• **Instructions for the task**
Reproduce the listing below exactly, minus its pictures.

• **Given material**
┄┄┄┄┄┄┄┄┄┄

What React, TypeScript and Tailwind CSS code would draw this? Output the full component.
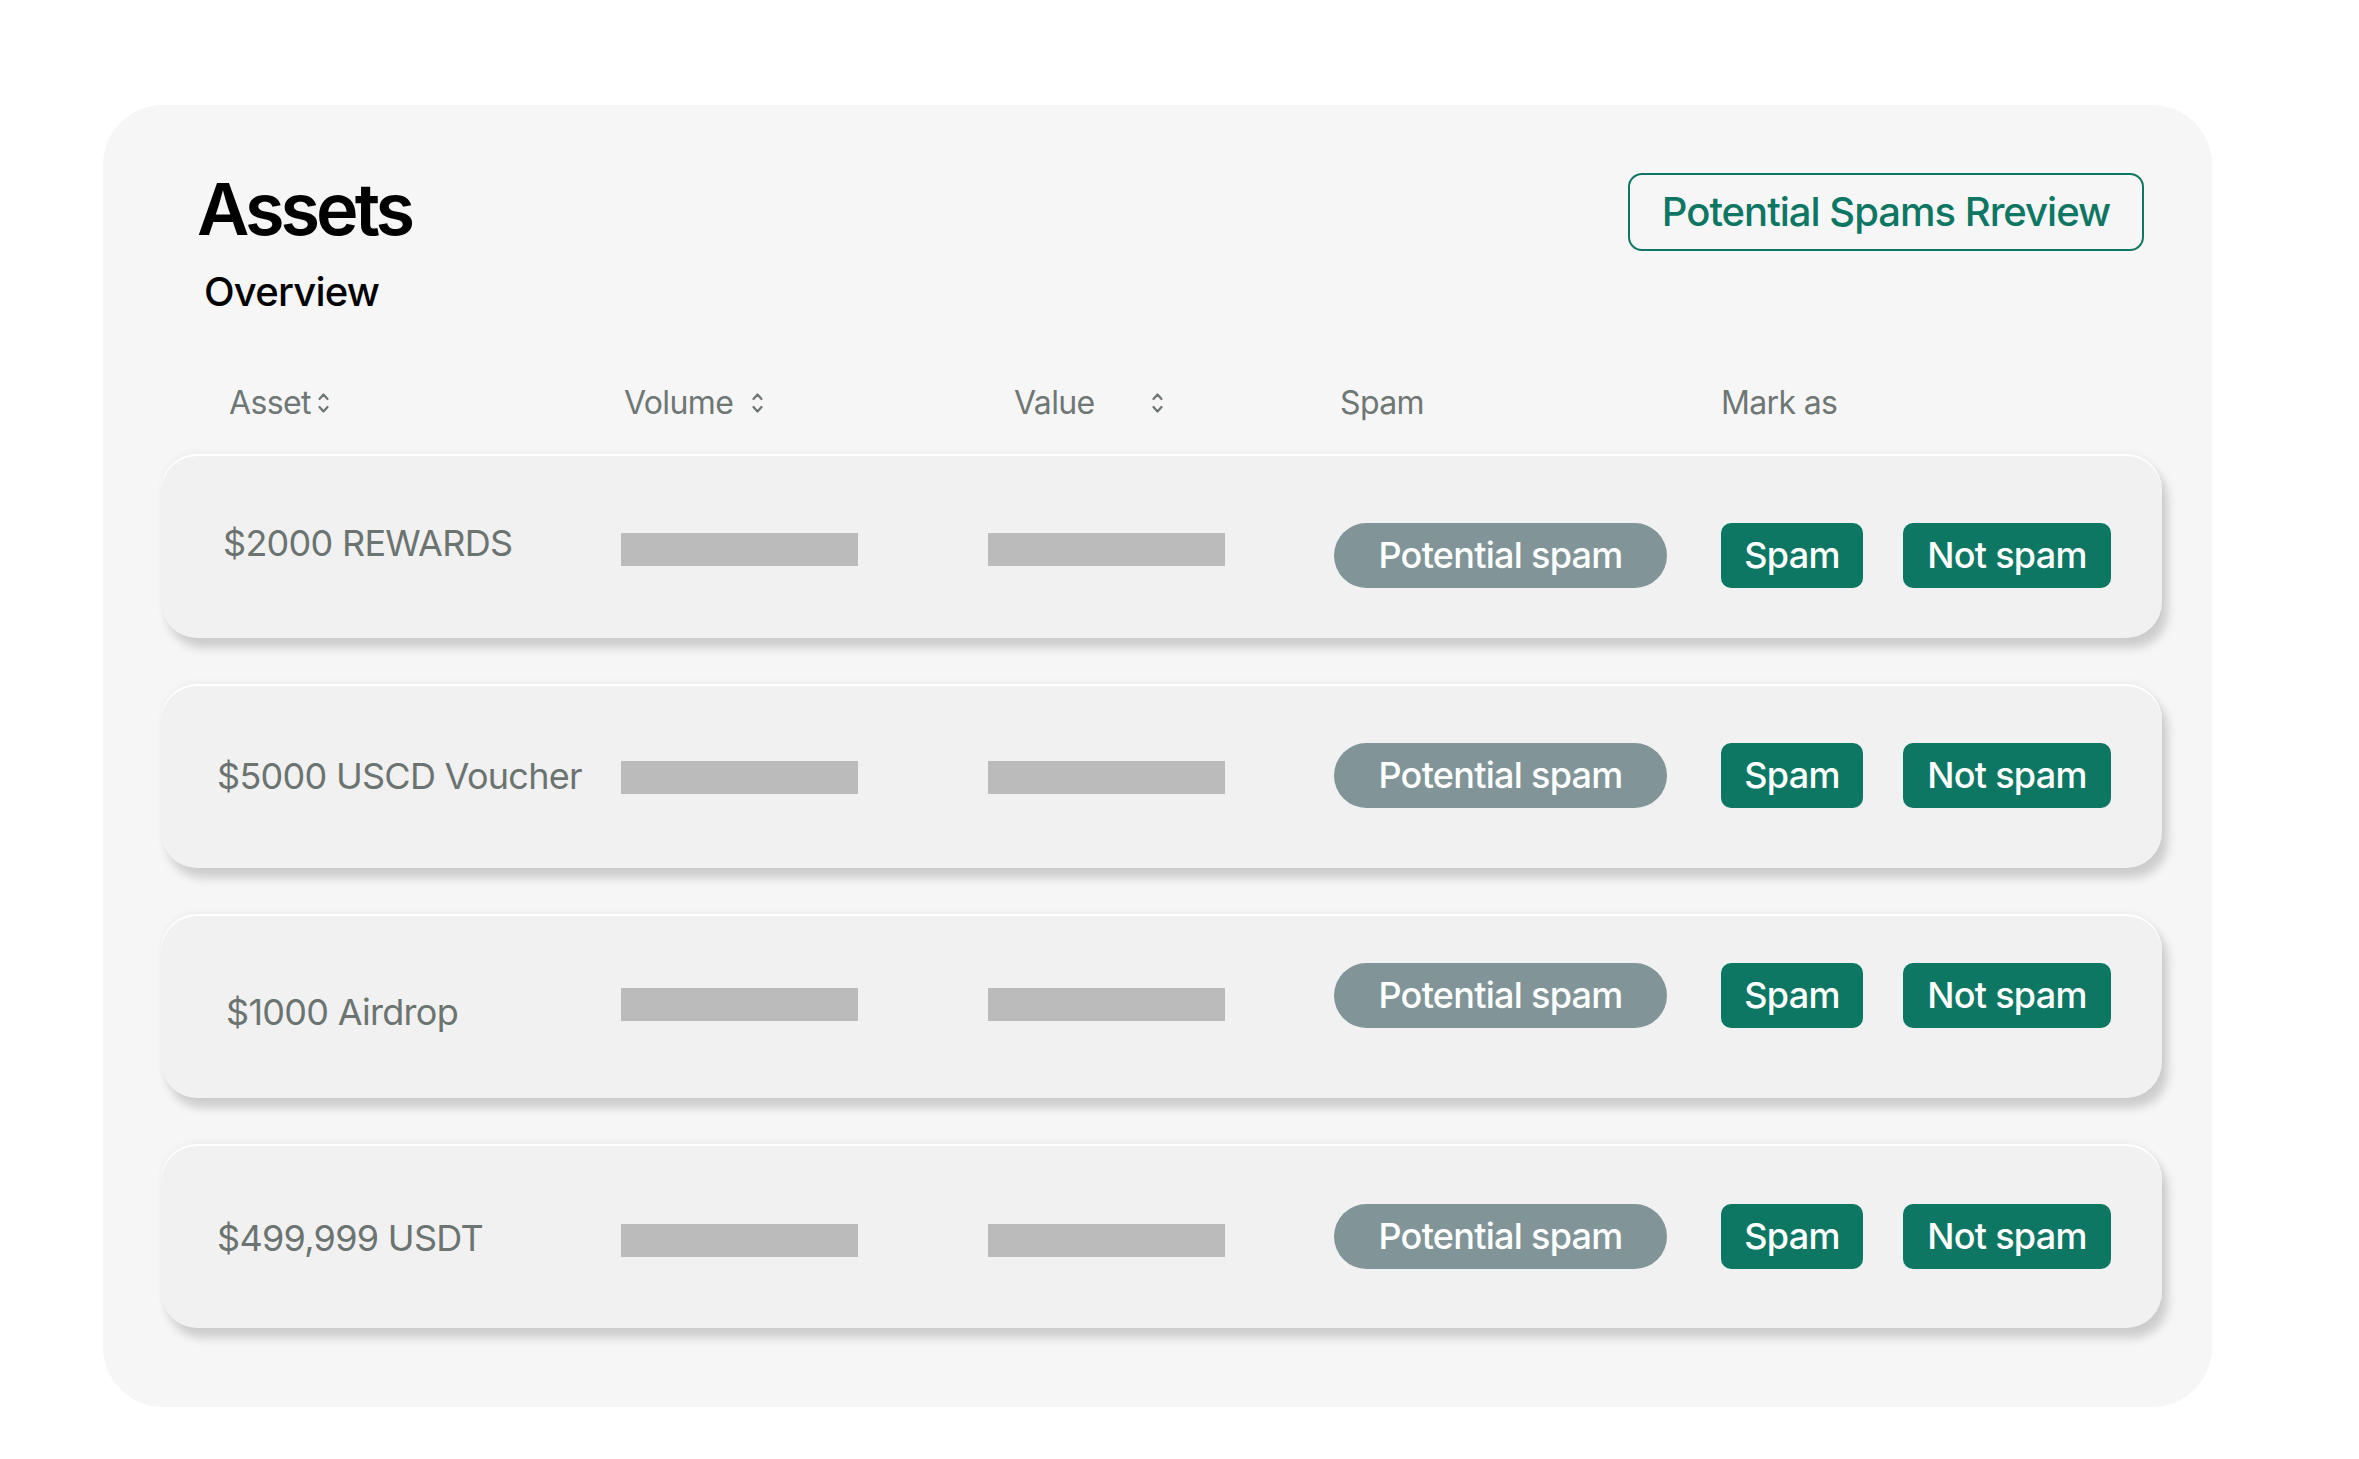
import React from "react";

const SortIcon = () => (
  <svg width="13" height="24" viewBox="0 0 13 24" fill="none" stroke="#6f7775" strokeWidth="2.3" strokeLinecap="round" strokeLinejoin="round">
    <path d="M2.5 8 L6.5 3.5 L10.5 8" />
    <path d="M2.5 16 L6.5 20.5 L10.5 16" />
  </svg>
);

const rows = [
  { name: "$2000 REWARDS", pl: "pl-[62px]", text: "mb-[6px]", bars: "mt-[6px]", btn: "mt-[18px]" },
  { name: "$5000 USCD Voucher", pl: "pl-[56px]", text: "", bars: "mt-[2px]", btn: "mb-[2px]" },
  { name: "$1000 Airdrop", pl: "pl-[65px]", text: "mt-[12px]", bars: "mb-[4px]", btn: "mb-[22px]" },
  { name: "$499,999 USDT", pl: "pl-[56px]", text: "mt-[4px]", bars: "mt-[8px]", btn: "" },
];

export default function App() {
  return (
    <div className="w-full h-[1459px] bg-white overflow-hidden" style={{ fontFamily: "Inter, 'Noto Sans', sans-serif" }}>
      <div className="ml-[103px] mt-[105px] w-[2109px] h-[1302px] bg-[#f6f6f6] rounded-[60px] pt-[68px]">
        <div className="flex justify-between pl-[94px] pr-[68px]">
          <div className="flex flex-col">
            <div className="text-[72px] leading-none font-semibold text-black tracking-[-0.055em]">Assets</div>
            <div className="mt-[27px] ml-[7px] text-[40px] leading-none font-medium text-black tracking-[-0.02em]">Overview</div>
          </div>
          <div className="h-[78px] w-[516px] border-2 border-[#0e7764] rounded-[14px] flex items-center justify-center text-[40px] font-medium text-[#0e7764] tracking-[-0.025em]">
            Potential Spams Rreview
          </div>
        </div>
        <div className="mt-[66px] h-[50px] flex items-center text-[32px] text-[#6f7775] tracking-[-0.02em]">
          <div className="ml-[126px] w-[395px] flex items-center gap-[6px]">
            <span>Asset</span>
            <SortIcon />
          </div>
          <div className="w-[390px] flex items-center gap-[18px]">
            <span>Volume</span>
            <SortIcon />
          </div>
          <div className="w-[326px] flex items-center gap-[56px]">
            <span>Value</span>
            <SortIcon />
          </div>
          <div className="w-[381px]">Spam</div>
          <div>Mark as</div>
        </div>
        <div className="mt-[26px] ml-[58px] w-[2001px] flex flex-col gap-[46px]">
          {rows.map((r) => (
            <div
              key={r.name}
              className="h-[184px] bg-[#f1f1f1] rounded-[36px] flex items-center shadow-[inset_0_2px_0_#ffffff,6px_10px_10px_rgba(0,0,0,0.17),0_-3px_6px_rgba(0,0,0,0.03)]"
            >
              <div className={`w-[460px] ${r.pl} ${r.text} text-[36px] text-[#6b7470] tracking-[-0.02em] whitespace-nowrap`}>{r.name}</div>
              <div className={`w-[237px] h-[33px] bg-[#bbbbbb] ${r.bars}`} />
              <div className={`ml-[130px] w-[237px] h-[33px] bg-[#bbbbbb] ${r.bars}`} />
              <div className={`ml-[109px] w-[333px] h-[65px] rounded-full bg-[#819599] flex items-center justify-center text-[36px] font-medium text-white tracking-[-0.02em] ${r.btn}`}>
                Potential spam
              </div>
              <div className={`ml-[54px] w-[142px] h-[65px] rounded-[10px] bg-[#0e7764] flex items-center justify-center text-[36px] font-medium text-white tracking-[-0.02em] ${r.btn}`}>
                Spam
              </div>
              <div className={`ml-[40px] w-[208px] h-[65px] rounded-[10px] bg-[#0e7764] flex items-center justify-center text-[36px] font-medium text-white tracking-[-0.02em] ${r.btn}`}>
                Not spam
              </div>
            </div>
          ))}
        </div>
      </div>
    </div>
  );
}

┄┄┄┄┄┄┄┄┄┄

• **Result of the task**
What React, TypeScript and Tailwind CSS code would draw this? Output the full component.
import React from "react";

const SortIcon = () => (
  <svg width="13" height="24" viewBox="0 0 13 24" fill="none" stroke="#6f7775" strokeWidth="2.3" strokeLinecap="round" strokeLinejoin="round">
    <path d="M2.5 8 L6.5 3.5 L10.5 8" />
    <path d="M2.5 16 L6.5 20.5 L10.5 16" />
  </svg>
);

const rows = [
  { name: "$2000 REWARDS", pl: "pl-[62px]", text: "mb-[6px]", bars: "mt-[6px]", btn: "mt-[18px]" },
  { name: "$5000 USCD Voucher", pl: "pl-[56px]", text: "", bars: "mt-[2px]", btn: "mb-[2px]" },
  { name: "$1000 Airdrop", pl: "pl-[65px]", text: "mt-[12px]", bars: "mb-[4px]", btn: "mb-[22px]" },
  { name: "$499,999 USDT", pl: "pl-[56px]", text: "mt-[4px]", bars: "mt-[8px]", btn: "" },
];

export default function App() {
  return (
    <div className="w-full h-[1459px] bg-white overflow-hidden" style={{ fontFamily: "Inter, 'Noto Sans', sans-serif" }}>
      <div className="ml-[103px] mt-[105px] w-[2109px] h-[1302px] bg-[#f6f6f6] rounded-[60px] pt-[68px]">
        <div className="flex justify-between pl-[94px] pr-[68px]">
          <div className="flex flex-col">
            <div className="text-[72px] leading-none font-semibold text-black tracking-[-0.055em]">Assets</div>
            <div className="mt-[27px] ml-[7px] text-[40px] leading-none font-medium text-black tracking-[-0.02em]">Overview</div>
          </div>
          <div className="h-[78px] w-[516px] border-2 border-[#0e7764] rounded-[14px] flex items-center justify-center text-[40px] font-medium text-[#0e7764] tracking-[-0.025em]">
            Potential Spams Rreview
          </div>
        </div>
        <div className="mt-[66px] h-[50px] flex items-center text-[32px] text-[#6f7775] tracking-[-0.02em]">
          <div className="ml-[126px] w-[395px] flex items-center gap-[6px]">
            <span>Asset</span>
            <SortIcon />
          </div>
          <div className="w-[390px] flex items-center gap-[18px]">
            <span>Volume</span>
            <SortIcon />
          </div>
          <div className="w-[326px] flex items-center gap-[56px]">
            <span>Value</span>
            <SortIcon />
          </div>
          <div className="w-[381px]">Spam</div>
          <div>Mark as</div>
        </div>
        <div className="mt-[26px] ml-[58px] w-[2001px] flex flex-col gap-[46px]">
          {rows.map((r) => (
            <div
              key={r.name}
              className="h-[184px] bg-[#f1f1f1] rounded-[36px] flex items-center shadow-[inset_0_2px_0_#ffffff,6px_10px_10px_rgba(0,0,0,0.17),0_-3px_6px_rgba(0,0,0,0.03)]"
            >
              <div className={`w-[460px] ${r.pl} ${r.text} text-[36px] text-[#6b7470] tracking-[-0.02em] whitespace-nowrap`}>{r.name}</div>
              <div className={`w-[237px] h-[33px] bg-[#bbbbbb] ${r.bars}`} />
              <div className={`ml-[130px] w-[237px] h-[33px] bg-[#bbbbbb] ${r.bars}`} />
              <div className={`ml-[109px] w-[333px] h-[65px] rounded-full bg-[#819599] flex items-center justify-center text-[36px] font-medium text-white tracking-[-0.02em] ${r.btn}`}>
                Potential spam
              </div>
              <div className={`ml-[54px] w-[142px] h-[65px] rounded-[10px] bg-[#0e7764] flex items-center justify-center text-[36px] font-medium text-white tracking-[-0.02em] ${r.btn}`}>
                Spam
              </div>
              <div className={`ml-[40px] w-[208px] h-[65px] rounded-[10px] bg-[#0e7764] flex items-center justify-center text-[36px] font-medium text-white tracking-[-0.02em] ${r.btn}`}>
                Not spam
              </div>
            </div>
          ))}
        </div>
      </div>
    </div>
  );
}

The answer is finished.